Doublethinking 1984 After 70 Years

Published seventy years ago, in 1949, Nineteen Eighty-Four is a modern classic. As Americans in the Age of Oligarchy acquiesce to a mutable truth—a gospel according to Google—George Orwell’s dystopian nightmare is creeping into the American dream. Politicians openly lie. “Fake news” riddles the media. Moral relativism commonly and craftily validates immorality. It is all part of the plan, part of the agenda. It is a war over cultural identity in a campaign for political control. Don’t forget, war is peace. Though the federal government is not watching us on telescreens (yet), a central element of Nineteen Eighty-Four—doublethink—has arrived.
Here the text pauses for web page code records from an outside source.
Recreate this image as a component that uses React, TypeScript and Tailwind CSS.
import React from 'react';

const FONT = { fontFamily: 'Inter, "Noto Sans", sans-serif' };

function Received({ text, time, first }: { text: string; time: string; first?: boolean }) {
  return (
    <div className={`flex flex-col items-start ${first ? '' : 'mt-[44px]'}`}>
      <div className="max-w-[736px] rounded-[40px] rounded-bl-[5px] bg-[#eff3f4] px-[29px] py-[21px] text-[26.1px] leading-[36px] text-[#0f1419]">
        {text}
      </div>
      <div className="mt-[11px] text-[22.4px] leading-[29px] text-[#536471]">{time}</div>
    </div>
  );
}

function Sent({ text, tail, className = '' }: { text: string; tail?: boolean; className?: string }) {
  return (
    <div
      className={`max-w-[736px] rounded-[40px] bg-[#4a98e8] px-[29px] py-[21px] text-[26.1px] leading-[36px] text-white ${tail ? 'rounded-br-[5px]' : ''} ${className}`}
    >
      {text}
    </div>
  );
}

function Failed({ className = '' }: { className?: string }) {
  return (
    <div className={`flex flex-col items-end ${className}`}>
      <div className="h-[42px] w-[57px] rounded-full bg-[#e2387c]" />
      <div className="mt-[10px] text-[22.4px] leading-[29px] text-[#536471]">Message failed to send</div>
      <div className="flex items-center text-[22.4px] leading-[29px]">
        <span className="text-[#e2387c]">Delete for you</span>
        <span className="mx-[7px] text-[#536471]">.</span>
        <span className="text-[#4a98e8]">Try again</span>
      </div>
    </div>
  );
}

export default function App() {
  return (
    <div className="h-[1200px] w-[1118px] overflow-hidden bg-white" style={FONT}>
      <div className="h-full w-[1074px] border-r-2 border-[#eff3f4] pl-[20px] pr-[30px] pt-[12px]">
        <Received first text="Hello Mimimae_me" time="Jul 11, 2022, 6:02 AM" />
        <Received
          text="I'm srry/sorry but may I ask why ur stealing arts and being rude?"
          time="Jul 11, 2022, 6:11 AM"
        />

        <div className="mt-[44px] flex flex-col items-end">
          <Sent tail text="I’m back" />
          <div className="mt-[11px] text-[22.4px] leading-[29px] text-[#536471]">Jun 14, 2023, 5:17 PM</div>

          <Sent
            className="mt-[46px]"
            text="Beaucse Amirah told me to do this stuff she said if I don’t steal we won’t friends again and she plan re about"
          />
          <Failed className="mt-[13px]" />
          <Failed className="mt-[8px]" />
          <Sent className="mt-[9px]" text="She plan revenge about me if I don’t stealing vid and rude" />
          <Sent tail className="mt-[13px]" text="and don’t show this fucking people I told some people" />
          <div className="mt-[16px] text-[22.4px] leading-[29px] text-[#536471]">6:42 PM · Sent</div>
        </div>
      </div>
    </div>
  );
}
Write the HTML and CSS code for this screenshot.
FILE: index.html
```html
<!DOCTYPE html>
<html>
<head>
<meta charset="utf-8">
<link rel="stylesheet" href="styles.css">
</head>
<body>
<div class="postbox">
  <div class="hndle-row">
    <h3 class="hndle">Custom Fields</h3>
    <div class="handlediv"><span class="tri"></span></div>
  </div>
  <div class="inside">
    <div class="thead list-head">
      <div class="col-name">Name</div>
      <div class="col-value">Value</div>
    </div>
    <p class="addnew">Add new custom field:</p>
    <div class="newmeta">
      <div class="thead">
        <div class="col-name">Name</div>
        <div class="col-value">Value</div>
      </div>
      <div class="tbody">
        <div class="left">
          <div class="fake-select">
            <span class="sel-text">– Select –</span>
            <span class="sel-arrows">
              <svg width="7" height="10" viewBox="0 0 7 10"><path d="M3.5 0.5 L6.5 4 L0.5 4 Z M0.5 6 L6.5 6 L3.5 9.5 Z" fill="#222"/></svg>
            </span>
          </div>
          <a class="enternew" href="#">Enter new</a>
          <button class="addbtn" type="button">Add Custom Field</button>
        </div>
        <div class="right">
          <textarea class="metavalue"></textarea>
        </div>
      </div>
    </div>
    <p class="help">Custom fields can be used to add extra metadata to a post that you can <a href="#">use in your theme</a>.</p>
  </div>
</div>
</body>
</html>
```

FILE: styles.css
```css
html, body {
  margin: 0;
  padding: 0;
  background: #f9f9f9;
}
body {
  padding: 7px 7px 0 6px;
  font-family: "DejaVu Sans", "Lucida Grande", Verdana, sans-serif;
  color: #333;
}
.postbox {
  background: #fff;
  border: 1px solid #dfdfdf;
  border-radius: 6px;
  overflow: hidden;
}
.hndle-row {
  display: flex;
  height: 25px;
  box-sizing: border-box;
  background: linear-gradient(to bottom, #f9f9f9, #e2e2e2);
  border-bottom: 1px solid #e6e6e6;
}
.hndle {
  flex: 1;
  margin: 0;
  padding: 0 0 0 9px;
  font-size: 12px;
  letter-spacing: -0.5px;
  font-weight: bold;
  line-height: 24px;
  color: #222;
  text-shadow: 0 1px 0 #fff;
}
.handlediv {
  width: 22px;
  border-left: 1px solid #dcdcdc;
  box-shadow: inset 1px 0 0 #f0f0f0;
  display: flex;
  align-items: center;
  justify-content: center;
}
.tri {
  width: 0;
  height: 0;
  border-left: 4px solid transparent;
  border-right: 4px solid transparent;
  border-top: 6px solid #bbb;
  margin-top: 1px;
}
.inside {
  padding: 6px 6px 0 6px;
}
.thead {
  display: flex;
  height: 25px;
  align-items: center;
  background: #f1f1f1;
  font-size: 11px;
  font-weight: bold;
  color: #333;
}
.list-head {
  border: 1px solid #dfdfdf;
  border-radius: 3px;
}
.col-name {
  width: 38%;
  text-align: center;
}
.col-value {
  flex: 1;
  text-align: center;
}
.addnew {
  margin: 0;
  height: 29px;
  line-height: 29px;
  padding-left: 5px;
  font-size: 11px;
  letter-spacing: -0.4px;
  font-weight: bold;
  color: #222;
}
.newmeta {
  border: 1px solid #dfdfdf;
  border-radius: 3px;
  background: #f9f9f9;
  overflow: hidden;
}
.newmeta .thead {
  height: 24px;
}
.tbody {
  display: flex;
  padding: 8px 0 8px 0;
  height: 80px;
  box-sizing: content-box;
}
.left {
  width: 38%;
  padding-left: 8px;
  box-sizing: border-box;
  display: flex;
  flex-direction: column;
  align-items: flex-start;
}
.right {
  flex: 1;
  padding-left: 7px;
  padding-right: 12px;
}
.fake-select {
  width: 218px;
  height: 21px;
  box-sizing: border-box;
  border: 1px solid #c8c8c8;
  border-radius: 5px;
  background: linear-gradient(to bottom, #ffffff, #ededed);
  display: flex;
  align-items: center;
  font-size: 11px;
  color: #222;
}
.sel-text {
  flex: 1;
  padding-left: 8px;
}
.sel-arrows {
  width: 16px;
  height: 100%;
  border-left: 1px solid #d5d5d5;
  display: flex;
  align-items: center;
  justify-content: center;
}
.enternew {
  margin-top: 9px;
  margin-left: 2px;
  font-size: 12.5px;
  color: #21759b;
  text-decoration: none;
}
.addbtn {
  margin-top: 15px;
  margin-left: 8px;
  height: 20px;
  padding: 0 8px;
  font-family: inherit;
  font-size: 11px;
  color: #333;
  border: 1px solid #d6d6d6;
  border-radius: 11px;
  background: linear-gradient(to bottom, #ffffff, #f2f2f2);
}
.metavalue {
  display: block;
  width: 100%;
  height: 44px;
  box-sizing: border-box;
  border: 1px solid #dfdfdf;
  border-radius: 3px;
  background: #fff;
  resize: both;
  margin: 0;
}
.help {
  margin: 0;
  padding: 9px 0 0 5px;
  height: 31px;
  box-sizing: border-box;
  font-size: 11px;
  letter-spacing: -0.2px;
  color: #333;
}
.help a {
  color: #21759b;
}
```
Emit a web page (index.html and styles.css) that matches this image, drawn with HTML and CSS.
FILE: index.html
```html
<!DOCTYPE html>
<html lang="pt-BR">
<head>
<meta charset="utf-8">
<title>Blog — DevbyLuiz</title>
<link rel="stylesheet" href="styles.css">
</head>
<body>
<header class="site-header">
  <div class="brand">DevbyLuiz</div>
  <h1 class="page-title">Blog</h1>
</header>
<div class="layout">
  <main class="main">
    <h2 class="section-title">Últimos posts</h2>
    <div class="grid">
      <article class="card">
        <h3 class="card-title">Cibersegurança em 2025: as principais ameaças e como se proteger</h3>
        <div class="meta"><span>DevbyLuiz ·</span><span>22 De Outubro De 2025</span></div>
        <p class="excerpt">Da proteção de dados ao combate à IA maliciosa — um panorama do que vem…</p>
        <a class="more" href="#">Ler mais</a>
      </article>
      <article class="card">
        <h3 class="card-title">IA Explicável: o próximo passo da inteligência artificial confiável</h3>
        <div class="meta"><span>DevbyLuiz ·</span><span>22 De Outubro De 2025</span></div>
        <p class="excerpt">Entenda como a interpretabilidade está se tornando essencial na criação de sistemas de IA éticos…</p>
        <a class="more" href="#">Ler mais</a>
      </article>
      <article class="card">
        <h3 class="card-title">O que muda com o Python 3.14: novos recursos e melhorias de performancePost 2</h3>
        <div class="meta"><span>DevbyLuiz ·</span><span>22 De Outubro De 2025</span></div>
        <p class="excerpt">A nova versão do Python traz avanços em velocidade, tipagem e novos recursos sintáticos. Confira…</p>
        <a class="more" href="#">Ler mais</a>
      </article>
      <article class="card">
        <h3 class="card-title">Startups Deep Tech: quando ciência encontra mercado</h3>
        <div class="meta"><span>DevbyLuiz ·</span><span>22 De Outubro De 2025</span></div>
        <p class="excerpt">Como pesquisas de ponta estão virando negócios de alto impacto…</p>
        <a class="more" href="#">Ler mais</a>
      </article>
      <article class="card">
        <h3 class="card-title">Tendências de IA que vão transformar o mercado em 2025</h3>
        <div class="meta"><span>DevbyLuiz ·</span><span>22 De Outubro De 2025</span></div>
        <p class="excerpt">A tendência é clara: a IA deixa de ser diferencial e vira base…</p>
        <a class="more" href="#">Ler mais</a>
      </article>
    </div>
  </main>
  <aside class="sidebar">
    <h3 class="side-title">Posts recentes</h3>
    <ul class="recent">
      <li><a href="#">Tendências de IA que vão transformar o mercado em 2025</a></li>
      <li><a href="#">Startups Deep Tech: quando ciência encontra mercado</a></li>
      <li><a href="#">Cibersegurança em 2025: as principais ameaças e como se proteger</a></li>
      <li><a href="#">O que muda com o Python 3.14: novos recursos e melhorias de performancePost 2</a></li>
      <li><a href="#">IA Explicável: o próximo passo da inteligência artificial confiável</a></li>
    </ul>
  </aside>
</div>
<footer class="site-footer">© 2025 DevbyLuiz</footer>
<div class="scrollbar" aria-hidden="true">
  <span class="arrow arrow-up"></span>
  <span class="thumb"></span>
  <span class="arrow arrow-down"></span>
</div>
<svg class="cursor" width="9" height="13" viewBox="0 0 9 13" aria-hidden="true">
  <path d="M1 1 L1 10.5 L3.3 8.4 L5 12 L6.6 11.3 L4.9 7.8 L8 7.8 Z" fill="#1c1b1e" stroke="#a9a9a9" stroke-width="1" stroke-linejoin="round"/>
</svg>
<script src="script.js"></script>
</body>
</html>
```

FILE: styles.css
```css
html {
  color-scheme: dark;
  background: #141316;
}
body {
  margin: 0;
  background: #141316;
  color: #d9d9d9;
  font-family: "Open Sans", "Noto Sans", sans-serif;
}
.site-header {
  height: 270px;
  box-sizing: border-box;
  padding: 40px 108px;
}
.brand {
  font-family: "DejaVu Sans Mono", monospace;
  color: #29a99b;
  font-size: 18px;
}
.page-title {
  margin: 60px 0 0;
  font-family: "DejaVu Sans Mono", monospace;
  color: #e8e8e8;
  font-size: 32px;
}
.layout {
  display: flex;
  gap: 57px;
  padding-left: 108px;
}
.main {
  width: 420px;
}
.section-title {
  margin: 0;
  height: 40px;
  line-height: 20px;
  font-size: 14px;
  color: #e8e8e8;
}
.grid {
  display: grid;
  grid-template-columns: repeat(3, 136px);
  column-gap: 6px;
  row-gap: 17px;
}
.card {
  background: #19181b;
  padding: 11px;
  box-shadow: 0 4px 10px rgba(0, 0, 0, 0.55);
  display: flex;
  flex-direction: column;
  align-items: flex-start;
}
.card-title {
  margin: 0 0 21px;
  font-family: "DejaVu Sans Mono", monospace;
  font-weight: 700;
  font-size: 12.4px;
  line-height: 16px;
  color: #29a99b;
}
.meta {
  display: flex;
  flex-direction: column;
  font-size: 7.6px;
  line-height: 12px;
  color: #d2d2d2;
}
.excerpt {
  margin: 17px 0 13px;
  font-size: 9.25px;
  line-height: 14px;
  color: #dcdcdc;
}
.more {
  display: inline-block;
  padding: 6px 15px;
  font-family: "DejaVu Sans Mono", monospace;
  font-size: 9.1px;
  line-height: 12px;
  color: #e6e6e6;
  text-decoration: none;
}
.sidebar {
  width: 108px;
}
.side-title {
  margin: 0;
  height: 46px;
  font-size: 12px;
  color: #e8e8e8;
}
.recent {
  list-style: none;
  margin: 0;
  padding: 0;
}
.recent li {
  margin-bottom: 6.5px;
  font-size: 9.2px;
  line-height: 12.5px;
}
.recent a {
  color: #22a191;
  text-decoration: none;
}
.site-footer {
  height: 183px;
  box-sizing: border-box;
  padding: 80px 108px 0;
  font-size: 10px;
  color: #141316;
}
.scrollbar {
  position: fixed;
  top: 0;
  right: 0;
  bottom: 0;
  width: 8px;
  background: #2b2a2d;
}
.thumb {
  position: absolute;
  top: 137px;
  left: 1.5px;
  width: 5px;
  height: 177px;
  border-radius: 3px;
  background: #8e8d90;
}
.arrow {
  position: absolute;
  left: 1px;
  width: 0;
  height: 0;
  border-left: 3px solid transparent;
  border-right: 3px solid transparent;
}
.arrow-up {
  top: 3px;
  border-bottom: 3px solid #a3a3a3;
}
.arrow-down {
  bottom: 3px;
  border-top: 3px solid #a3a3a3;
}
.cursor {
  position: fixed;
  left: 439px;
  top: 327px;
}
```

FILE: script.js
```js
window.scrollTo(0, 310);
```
Nineteen Eighty-Four is set in a futuristic world of government domination, defined by anxiety, hatred, and insanity. The Party, whose head is reverently called “Big Brother,” presides with omnipresent surveillance and brainwashing techniques. Winston Smith’s adventures begin as he fearfully steps out of the established traces, sensing the deception that surrounds him, and searches for truth. What he finds is a rat cage strapped to his face by the Ministry of Love in Room 101. Ignorance is not simply bliss. Ignorance is strength.

Orwell’s citizens are indoctrinated not only to accept it if Big Brother says that 2 + 2 = 5, but also to believe it in a practice called “doublethink.” Doublethink—a facet of the language newspeak—is a mental contortion that assumes two mutually contradictory premises simultaneously for the sake of exercising control over reality. Doublethink denies that reality has been denied, existing in a necessary cognitive dissonance. This mind control allows the Party to shape the world and make people feel accepted as they accept the pressures of the system and gain status within the Party. “Even in using the word doublethink it is necessary to exercise doublethink,” runs the Party’s manual of oligarchical collectivism. “For by using the word one admits that one is tampering with reality; by a fresh act of doublethink one erases this knowledge; and so on indefinitely, with the lie always one leap ahead of the truth.”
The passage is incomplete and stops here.